Lead scoring automation is one of the highest-leverage improvements a B2B company can make to its sales and marketing operation. By systematically identifying and prioritizing the prospects most likely to convert, you eliminate wasted sales effort, accelerate pipeline velocity, and improve the overall predictability of your revenue generation. The investment required to build a well-calibrated automated scoring system pays for itself rapidly in improved rep productivity and higher close rates. LeadsuiteNow helps businesses design, implement, and continuously optimize automated lead scoring systems tailored to their specific buyer profiles and sales process.

Frequently Asked Questions

What score threshold should I use to define a sales-qualified lead?
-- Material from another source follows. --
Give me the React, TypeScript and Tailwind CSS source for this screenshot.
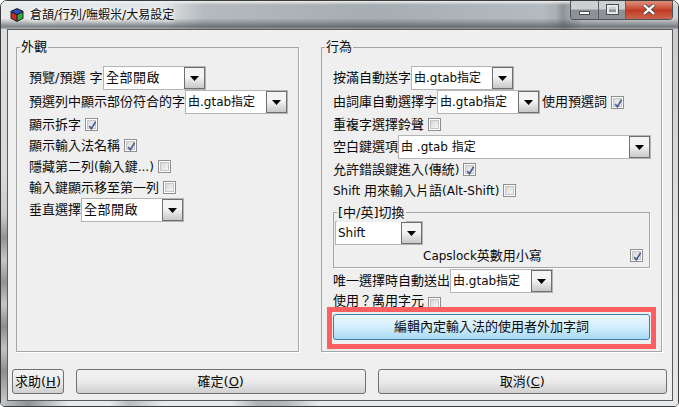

The right SQL threshold is specific to your business and should be calibrated empirically using historical data. Start by analyzing your closed-won customers and identifying the score range they occupied at the point of their first sales conversation. Then calculate the lead-to-close rate for leads at different score thresholds to find the point where conversion rates align with your sales team's target efficiency. As a general starting benchmark, many B2B companies set their MQL threshold at 40 to 50 points and their SQL threshold at 75 to 100 points.

How often should you recalibrate your lead scoring model?

Lead scoring models should be reviewed quarterly and recalibrated at least annually. Quarterly reviews check whether the actions receiving the highest point values are actually correlating with closed deals in the most recent 90 days. Annual recalibrations involve a deeper analysis of win-loss patterns and may result in updating ICP criteria, reweighting behavioral signals, or adjusting threshold levels. Businesses that launch a scoring model and never revisit it typically see accuracy degrade within 6 to 12 months as their buyer profile and product evolve.

Can lead scoring automation work for a small sales team with limited CRM data?

Yes, but with simpler models. Small teams with limited historical data should start with a lightweight scoring model focused on 3 to 5 high-signal behavioral actions and basic firmographic fit criteria. As the CRM accumulates more closed deal data, the model can be expanded and refined. Even a simple scoring system that surfaces your 20 highest-intent leads each week provides significant value over treating all leads equally, which is the realistic alternative for a small team without scoring.